### Stored data:

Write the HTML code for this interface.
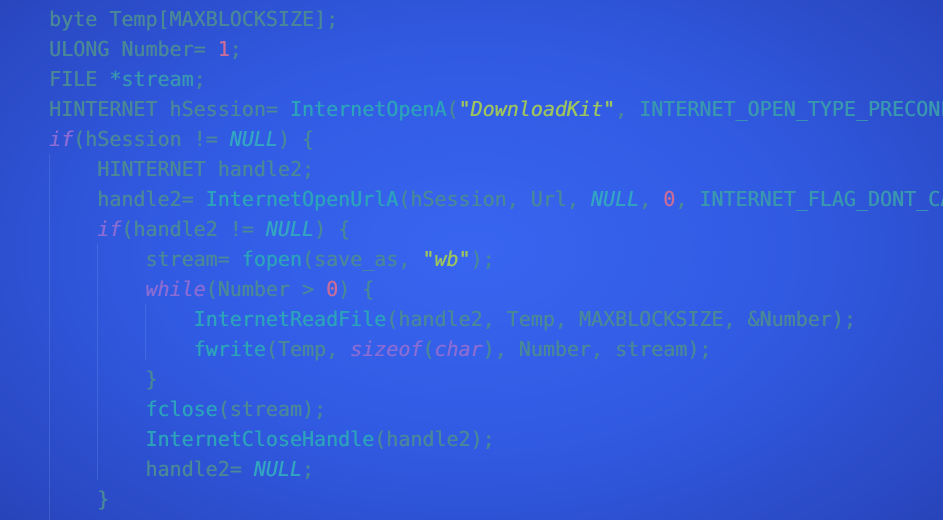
<!DOCTYPE html>
<html><head><meta charset="utf-8"><style>
html,body{margin:0;padding:0;width:943px;height:520px;overflow:hidden}
body{background:radial-gradient(ellipse 75% 85% at 50% 48%,#3865f0 0%,#315ae2 45%,#2a49c4 80%,#253fae 100%);position:relative}
pre{margin:0;position:absolute;left:49px;top:4px;font-family:"DejaVu Sans Mono","Liberation Mono",monospace;font-size:20px;line-height:30px;color:#4a8898;white-space:pre;text-shadow:0.4px 0 0 currentColor}
.f{color:#2ca2bb}.k{color:#8a6cd4;font-style:italic}.n{color:#c86c9a}.s{color:#9ec45e;font-style:italic}.c{color:#33a4c2;font-style:italic}.t{color:#3a97b0}
.g{position:absolute;width:1px;background:rgba(110,150,225,0.3)}
</style></head><body>
<div class="g" style="left:49px;top:154px;height:366px"></div>
<div class="g" style="left:97px;top:244px;height:236px"></div>
<div class="g" style="left:145px;top:304px;height:56px"></div>
<pre>byte Temp[MAXBLOCKSIZE];
ULONG Number= <span class="n">1</span>;
FILE <span class="t">*stream</span>;
HINTERNET hSession= <span class="f">InternetOpenA</span>(<span class="s">"DownloadKit"</span>, <span class="t">INTERNET_OPEN_TYPE_PRECONFIG</span>
<span class="k">if</span>(hSession != <span class="c">NULL</span>) {
    HINTERNET handle2;
    handle2= <span class="f">InternetOpenUrlA</span>(hSession, Url, <span class="c">NULL</span>, <span class="n">0</span>, <span class="t">INTERNET_FLAG_DONT_CACHE</span>
    <span class="k">if</span>(handle2 != <span class="c">NULL</span>) {
        stream= <span class="f">fopen</span>(save_as, <span class="s">"wb"</span>);
        <span class="k">while</span>(Number &gt; <span class="n">0</span>) {
            <span class="f">InternetReadFile</span>(handle2, Temp, MAXBLOCKSIZE, &amp;Number);
            <span class="f">fwrite</span>(Temp, <span class="k">sizeof</span>(<span class="k">char</span>), Number, stream);
        }
        <span class="f">fclose</span>(stream);
        <span class="f">InternetCloseHandle</span>(handle2);
        handle2= <span class="c">NULL</span>;
    }
</pre>
</body></html>
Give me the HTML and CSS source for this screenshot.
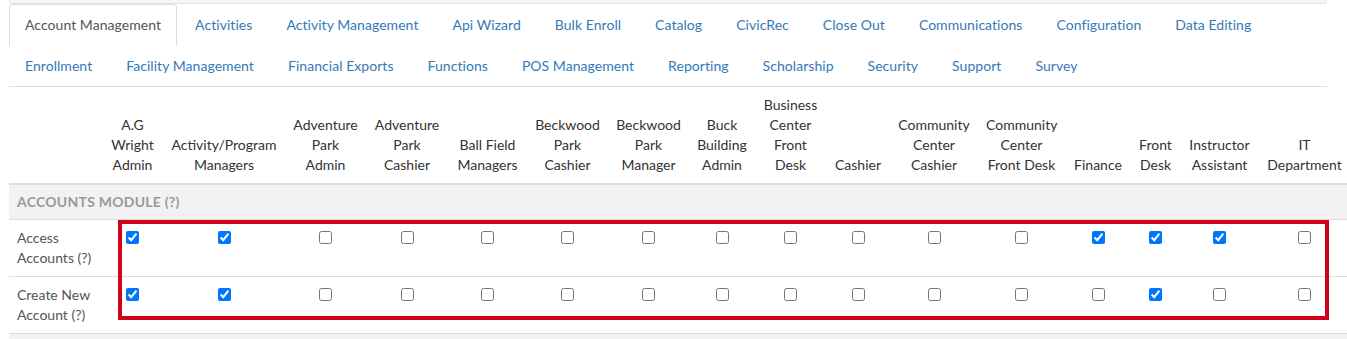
FILE: index.html
```html
<!DOCTYPE html>
<html>
<head>
<meta charset="utf-8">
<link rel="stylesheet" href="styles.css">
</head>
<body>
<div class="page">
  <div class="well-edge"></div>
  <ul class="nav-tabs">
    <li class="active"><a>Account Management</a></li>
    <li><a>Activities</a></li>
    <li><a>Activity Management</a></li>
    <li><a>Api Wizard</a></li>
    <li><a>Bulk Enroll</a></li>
    <li><a>Catalog</a></li>
    <li><a>CivicRec</a></li>
    <li><a>Close Out</a></li>
    <li><a>Communications</a></li>
    <li><a>Configuration</a></li>
    <li><a>Data Editing</a></li>
    <li class="break"></li>
    <li><a>Enrollment</a></li>
    <li><a>Facility Management</a></li>
    <li><a>Financial Exports</a></li>
    <li><a>Functions</a></li>
    <li><a>POS Management</a></li>
    <li><a>Reporting</a></li>
    <li><a>Scholarship</a></li>
    <li><a>Security</a></li>
    <li><a>Support</a></li>
    <li><a>Survey</a></li>
  </ul>
  <div class="table-wrap">
    <table class="perm">
      <thead>
        <tr>
          <th></th>
          <th>A.G<br>Wright<br>Admin</th>
          <th>Activity/Program<br>Managers</th>
          <th>Adventure<br>Park<br>Admin</th>
          <th>Adventure<br>Park<br>Cashier</th>
          <th>Ball Field<br>Managers</th>
          <th>Beckwood<br>Park<br>Cashier</th>
          <th>Beckwood<br>Park<br>Manager</th>
          <th>Buck<br>Building<br>Admin</th>
          <th>Business<br>Center<br>Front<br>Desk</th>
          <th>Cashier</th>
          <th>Community<br>Center<br>Cashier</th>
          <th>Community<br>Center<br>Front Desk</th>
          <th>Finance</th>
          <th>Front<br>Desk</th>
          <th>Instructor<br>Assistant</th>
          <th>IT<br>Department</th>
        </tr>
      </thead>
      <tbody>
        <tr class="section"><td colspan="17">Accounts Module (?)</td></tr>
        <tr>
          <td class="label">Access<br>Accounts (?)</td>
          <td><input type="checkbox" checked></td>
          <td><input type="checkbox" checked></td>
          <td><input type="checkbox"></td>
          <td><input type="checkbox"></td>
          <td><input type="checkbox"></td>
          <td><input type="checkbox"></td>
          <td><input type="checkbox"></td>
          <td><input type="checkbox"></td>
          <td><input type="checkbox"></td>
          <td><input type="checkbox"></td>
          <td><input type="checkbox"></td>
          <td><input type="checkbox"></td>
          <td><input type="checkbox" checked></td>
          <td><input type="checkbox" checked></td>
          <td><input type="checkbox" checked></td>
          <td><input type="checkbox"></td>
        </tr>
        <tr>
          <td class="label">Create New<br>Account (?)</td>
          <td><input type="checkbox" checked></td>
          <td><input type="checkbox" checked></td>
          <td><input type="checkbox"></td>
          <td><input type="checkbox"></td>
          <td><input type="checkbox"></td>
          <td><input type="checkbox"></td>
          <td><input type="checkbox"></td>
          <td><input type="checkbox"></td>
          <td><input type="checkbox"></td>
          <td><input type="checkbox"></td>
          <td><input type="checkbox"></td>
          <td><input type="checkbox"></td>
          <td><input type="checkbox"></td>
          <td><input type="checkbox" checked></td>
          <td><input type="checkbox"></td>
          <td><input type="checkbox"></td>
        </tr>
        <tr class="section"><td colspan="17">&nbsp;</td></tr>
      </tbody>
    </table>
    <div class="highlight"></div>
  </div>
</div>
</body>
</html>
```

FILE: styles.css
```css
html, body {
  margin: 0;
  padding: 0;
  overflow: hidden;
  background: #fff;
}

body {
  font-family: Lato, "Open Sans", "Liberation Sans", sans-serif;
  font-size: 14px;
  line-height: 20px;
  color: #333;
}

.page {
  padding-left: 9px;
  width: 1318px;
}

.well-edge {
  height: 3px;
  background: #f5f5f5;
  border: 1px solid #e3e3e3;
  border-top: 0;
  border-radius: 0 0 4px 4px;
}

.nav-tabs {
  list-style: none;
  margin: 0;
  padding: 0;
  display: flex;
  flex-wrap: wrap;
  border-bottom: 1px solid #ddd;
}

.nav-tabs li {
  margin-bottom: -1px;
}

.nav-tabs li.break {
  flex-basis: 100%;
  height: 0;
  margin: 0;
}

.nav-tabs a {
  display: block;
  padding: 10px 15px;
  margin-right: 2px;
  line-height: 20px;
  border: 1px solid transparent;
  border-radius: 4px 4px 0 0;
  color: #337ab7;
  white-space: nowrap;
  letter-spacing: 0.05px;
}

.nav-tabs li.active a {
  color: #555;
  background: #fff;
  border-color: #ddd #ddd transparent;
}

.table-wrap {
  position: relative;
  width: 1341px;
}

.perm {
  border-collapse: collapse;
  table-layout: fixed;
  width: 1341px;
}

.perm th,
.perm td {
  padding: 8px;
  line-height: 20px;
  white-space: nowrap;
}

.perm th {
  font-weight: normal;
  color: #333;
  text-align: center;
  vertical-align: bottom;
  border-bottom: 2px solid #ddd;
}

.perm td {
  text-align: center;
  vertical-align: top;
  border-top: 1px solid #ddd;
}

.perm td.label {
  text-align: left;
  color: #555;
}

.perm tr.section td {
  padding: 7px 8px;
  background: #f2f2f2;
  text-align: left;
  text-transform: uppercase;
  font-weight: bold;
  font-size: 14px;
  letter-spacing: 0.25px;
  color: #999;
}

.perm input[type="checkbox"] {
  margin: 3px 0 0;
  width: 13px;
  height: 13px;
  vertical-align: top;
}

.perm th:nth-child(1)  { width: 77px; }
.perm th:nth-child(2)  { width: 45px; }
.perm th:nth-child(3)  { width: 106px; }
.perm th:nth-child(4)  { width: 65px; }
.perm th:nth-child(5)  { width: 66px; }
.perm th:nth-child(6)  { width: 63px; }
.perm th:nth-child(7)  { width: 65px; }
.perm th:nth-child(8)  { width: 65px; }
.perm th:nth-child(9)  { width: 50px; }
.perm th:nth-child(10) { width: 55px; }
.perm th:nth-child(11) { width: 48px; }
.perm th:nth-child(12) { width: 72px; }
.perm th:nth-child(13) { width: 71px; }
.perm th:nth-child(14) { width: 50px; }
.perm th:nth-child(15) { width: 33px; }
.perm th:nth-child(16) { width: 63px; }
.perm th:nth-child(17) { width: 75px; }

.highlight {
  position: absolute;
  left: 109px;
  top: 133px;
  width: 1211px;
  height: 100px;
  box-sizing: border-box;
  border: 4px solid #d0021b;
  pointer-events: none;
}
```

### GIVEN TASK:
Scan the listing above and identify each line holding the string "this"; copy every such line.

### ANSWER:
Write the HTML code for this interface.
Give me the HTML and CSS source for this screenshot.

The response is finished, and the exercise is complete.